▶ _INSTRUCTIONS FOR THE TASK_:
Each line of the material must be repeated precisely, with the pictures left out.

▶ _SUPPLIED MATERIAL_:
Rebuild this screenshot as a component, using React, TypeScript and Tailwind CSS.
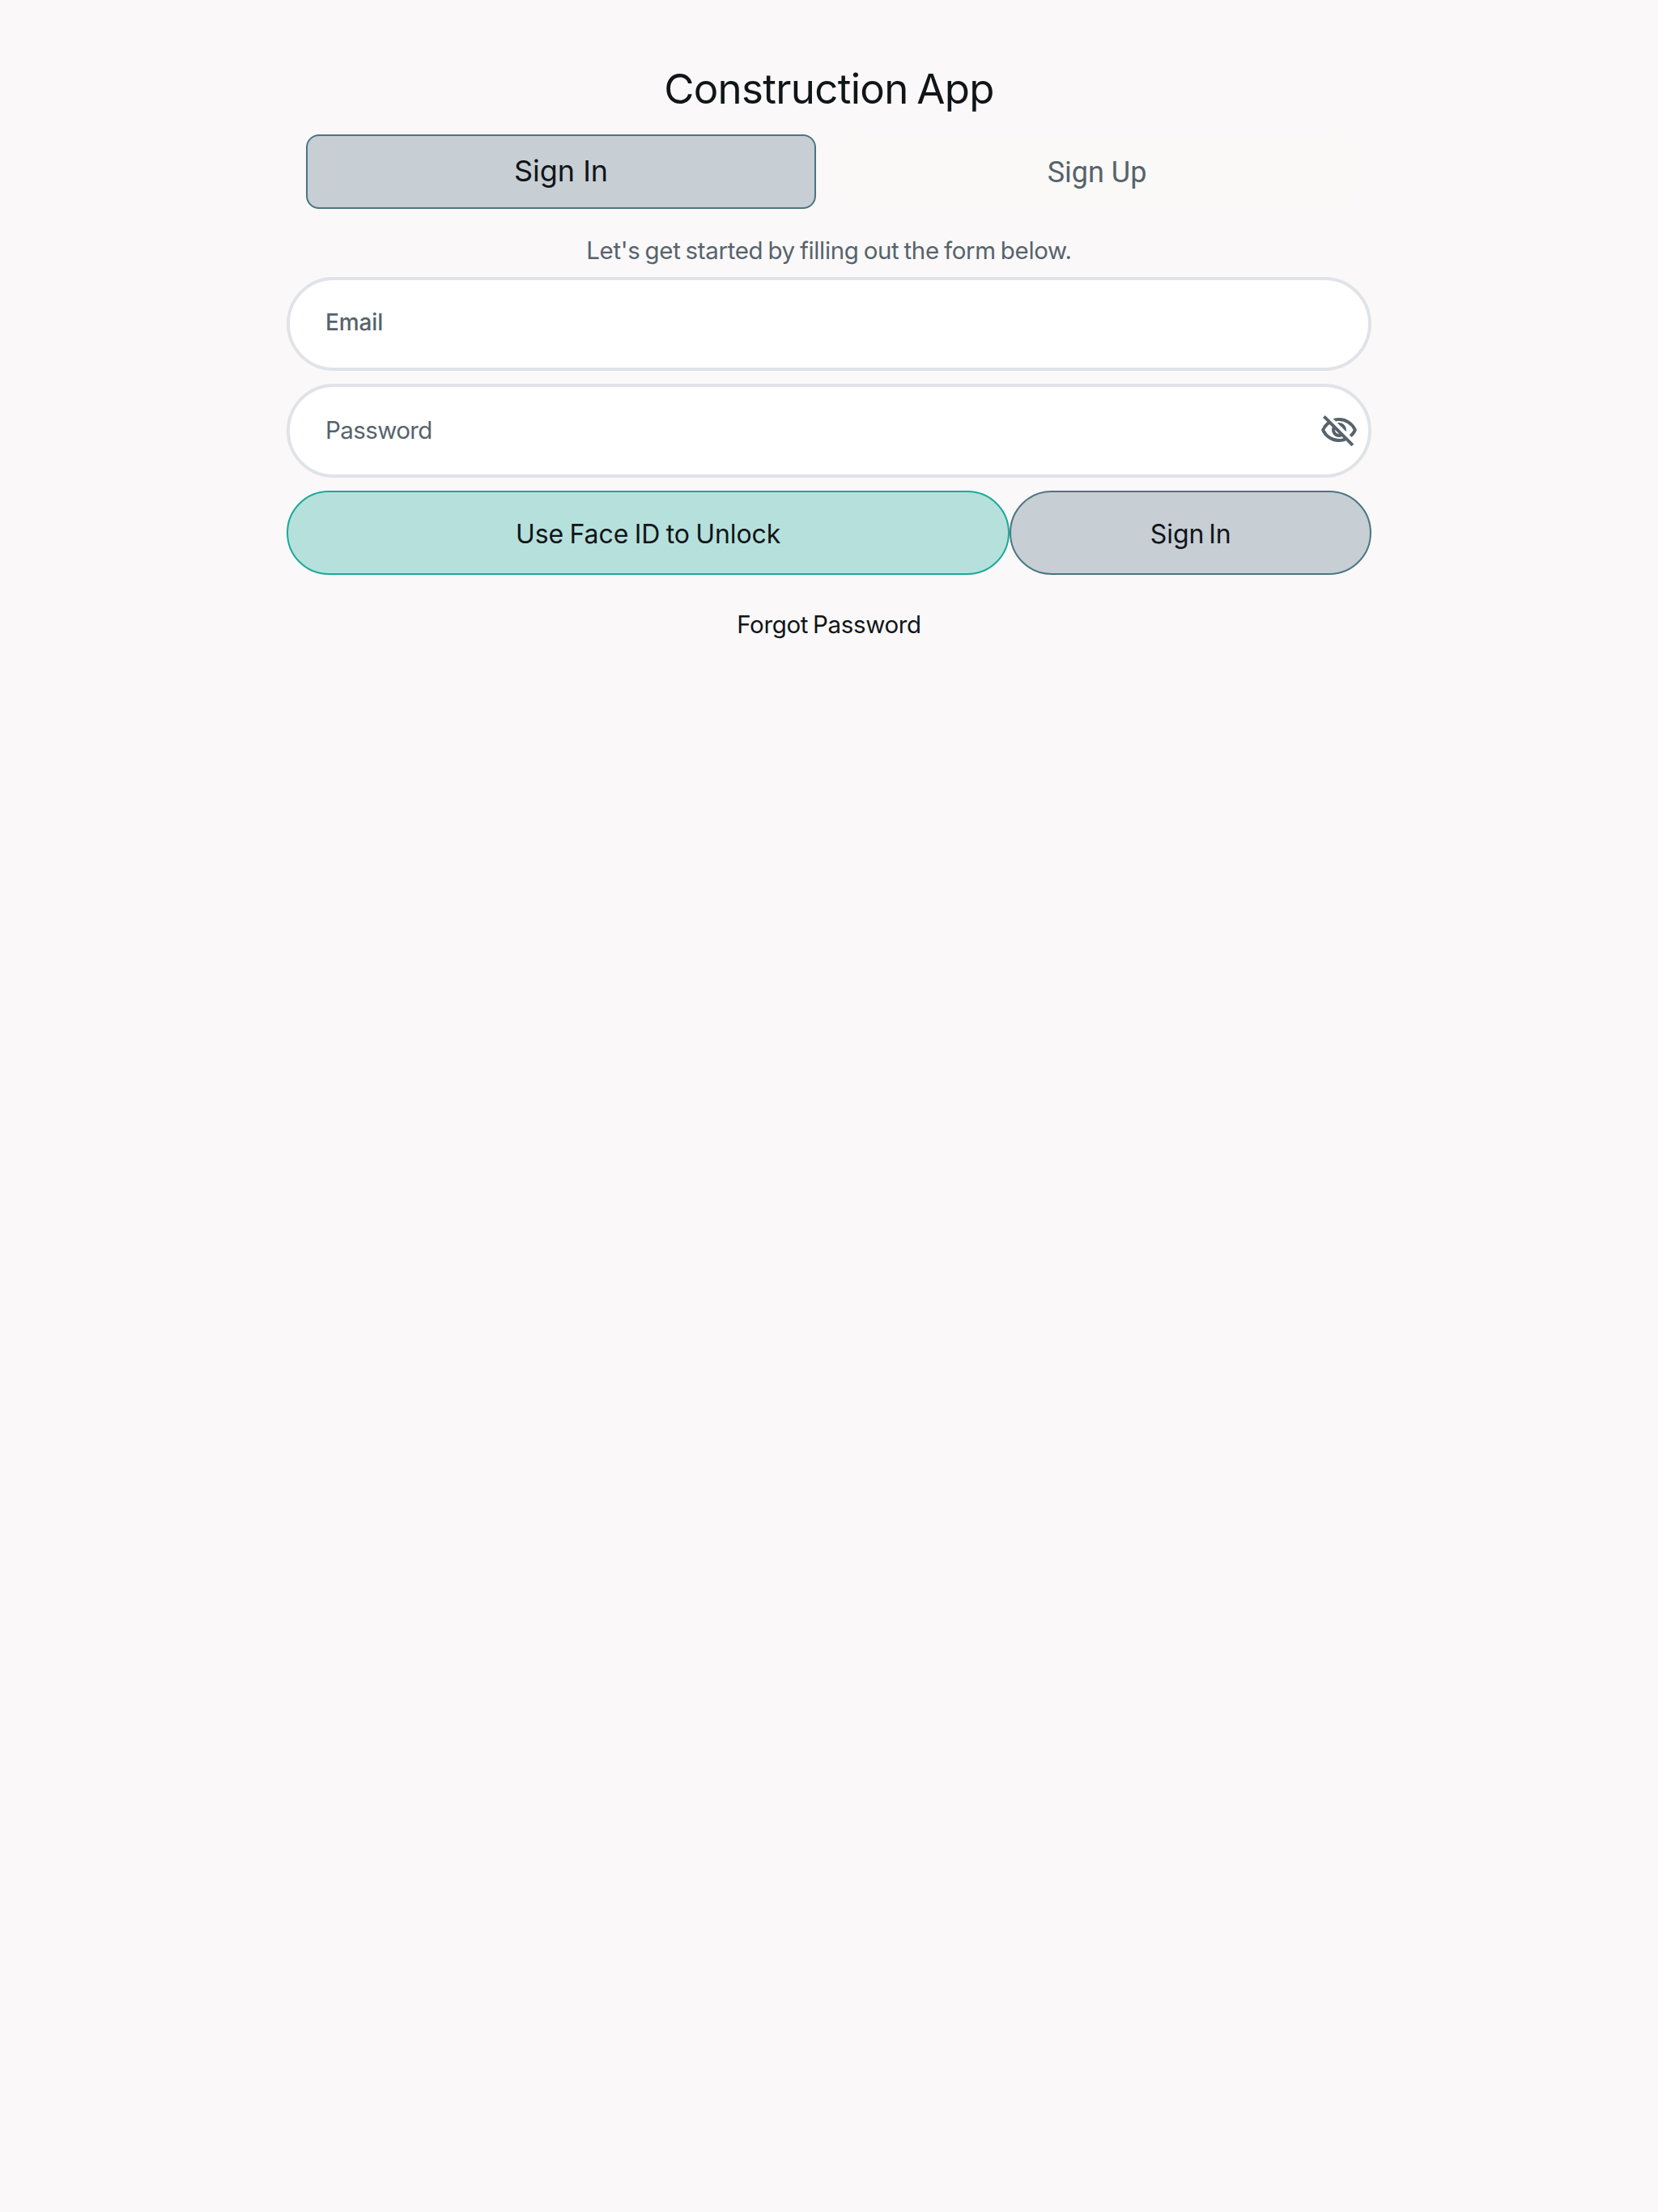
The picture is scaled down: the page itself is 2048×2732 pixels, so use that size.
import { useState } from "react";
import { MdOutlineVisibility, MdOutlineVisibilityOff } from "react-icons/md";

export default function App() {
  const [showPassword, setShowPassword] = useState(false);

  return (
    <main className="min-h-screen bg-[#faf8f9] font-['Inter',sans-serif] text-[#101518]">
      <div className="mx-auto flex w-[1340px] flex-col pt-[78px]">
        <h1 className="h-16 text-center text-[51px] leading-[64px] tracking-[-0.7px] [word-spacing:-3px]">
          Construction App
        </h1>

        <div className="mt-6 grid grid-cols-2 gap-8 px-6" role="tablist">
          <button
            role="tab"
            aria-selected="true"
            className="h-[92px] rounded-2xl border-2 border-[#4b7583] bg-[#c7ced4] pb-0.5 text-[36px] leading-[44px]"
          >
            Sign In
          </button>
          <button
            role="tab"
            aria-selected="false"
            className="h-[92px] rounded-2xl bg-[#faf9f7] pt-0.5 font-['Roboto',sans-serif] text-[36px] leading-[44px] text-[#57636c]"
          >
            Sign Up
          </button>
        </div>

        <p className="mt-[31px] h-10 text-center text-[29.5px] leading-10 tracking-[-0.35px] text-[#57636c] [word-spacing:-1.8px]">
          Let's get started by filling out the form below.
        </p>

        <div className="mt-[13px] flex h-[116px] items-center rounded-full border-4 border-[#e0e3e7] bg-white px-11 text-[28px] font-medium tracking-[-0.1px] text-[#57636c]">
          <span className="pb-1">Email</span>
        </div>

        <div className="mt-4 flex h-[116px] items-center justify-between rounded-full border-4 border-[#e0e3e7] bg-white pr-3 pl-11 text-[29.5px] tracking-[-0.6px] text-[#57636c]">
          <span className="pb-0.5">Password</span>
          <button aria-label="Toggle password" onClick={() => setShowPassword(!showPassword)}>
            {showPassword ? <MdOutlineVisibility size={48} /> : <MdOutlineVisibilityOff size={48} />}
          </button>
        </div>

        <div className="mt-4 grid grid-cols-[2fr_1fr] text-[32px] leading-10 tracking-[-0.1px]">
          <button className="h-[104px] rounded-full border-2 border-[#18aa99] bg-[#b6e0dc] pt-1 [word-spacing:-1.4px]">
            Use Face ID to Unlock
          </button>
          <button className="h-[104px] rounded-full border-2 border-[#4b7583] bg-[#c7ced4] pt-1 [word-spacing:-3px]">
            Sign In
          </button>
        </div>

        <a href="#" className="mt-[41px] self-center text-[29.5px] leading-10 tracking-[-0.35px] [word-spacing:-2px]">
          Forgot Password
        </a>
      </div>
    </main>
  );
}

▶ _COMPLETE OUTPUT_:
Rebuild this screenshot as a component, using React, TypeScript and Tailwind CSS.
The picture is scaled down: the page itself is 2048×2732 pixels, so use that size.
import { useState } from "react";
import { MdOutlineVisibility, MdOutlineVisibilityOff } from "react-icons/md";

export default function App() {
  const [showPassword, setShowPassword] = useState(false);

  return (
    <main className="min-h-screen bg-[#faf8f9] font-['Inter',sans-serif] text-[#101518]">
      <div className="mx-auto flex w-[1340px] flex-col pt-[78px]">
        <h1 className="h-16 text-center text-[51px] leading-[64px] tracking-[-0.7px] [word-spacing:-3px]">
          Construction App
        </h1>

        <div className="mt-6 grid grid-cols-2 gap-8 px-6" role="tablist">
          <button
            role="tab"
            aria-selected="true"
            className="h-[92px] rounded-2xl border-2 border-[#4b7583] bg-[#c7ced4] pb-0.5 text-[36px] leading-[44px]"
          >
            Sign In
          </button>
          <button
            role="tab"
            aria-selected="false"
            className="h-[92px] rounded-2xl bg-[#faf9f7] pt-0.5 font-['Roboto',sans-serif] text-[36px] leading-[44px] text-[#57636c]"
          >
            Sign Up
          </button>
        </div>

        <p className="mt-[31px] h-10 text-center text-[29.5px] leading-10 tracking-[-0.35px] text-[#57636c] [word-spacing:-1.8px]">
          Let's get started by filling out the form below.
        </p>

        <div className="mt-[13px] flex h-[116px] items-center rounded-full border-4 border-[#e0e3e7] bg-white px-11 text-[28px] font-medium tracking-[-0.1px] text-[#57636c]">
          <span className="pb-1">Email</span>
        </div>

        <div className="mt-4 flex h-[116px] items-center justify-between rounded-full border-4 border-[#e0e3e7] bg-white pr-3 pl-11 text-[29.5px] tracking-[-0.6px] text-[#57636c]">
          <span className="pb-0.5">Password</span>
          <button aria-label="Toggle password" onClick={() => setShowPassword(!showPassword)}>
            {showPassword ? <MdOutlineVisibility size={48} /> : <MdOutlineVisibilityOff size={48} />}
          </button>
        </div>

        <div className="mt-4 grid grid-cols-[2fr_1fr] text-[32px] leading-10 tracking-[-0.1px]">
          <button className="h-[104px] rounded-full border-2 border-[#18aa99] bg-[#b6e0dc] pt-1 [word-spacing:-1.4px]">
            Use Face ID to Unlock
          </button>
          <button className="h-[104px] rounded-full border-2 border-[#4b7583] bg-[#c7ced4] pt-1 [word-spacing:-3px]">
            Sign In
          </button>
        </div>

        <a href="#" className="mt-[41px] self-center text-[29.5px] leading-10 tracking-[-0.35px] [word-spacing:-2px]">
          Forgot Password
        </a>
      </div>
    </main>
  );
}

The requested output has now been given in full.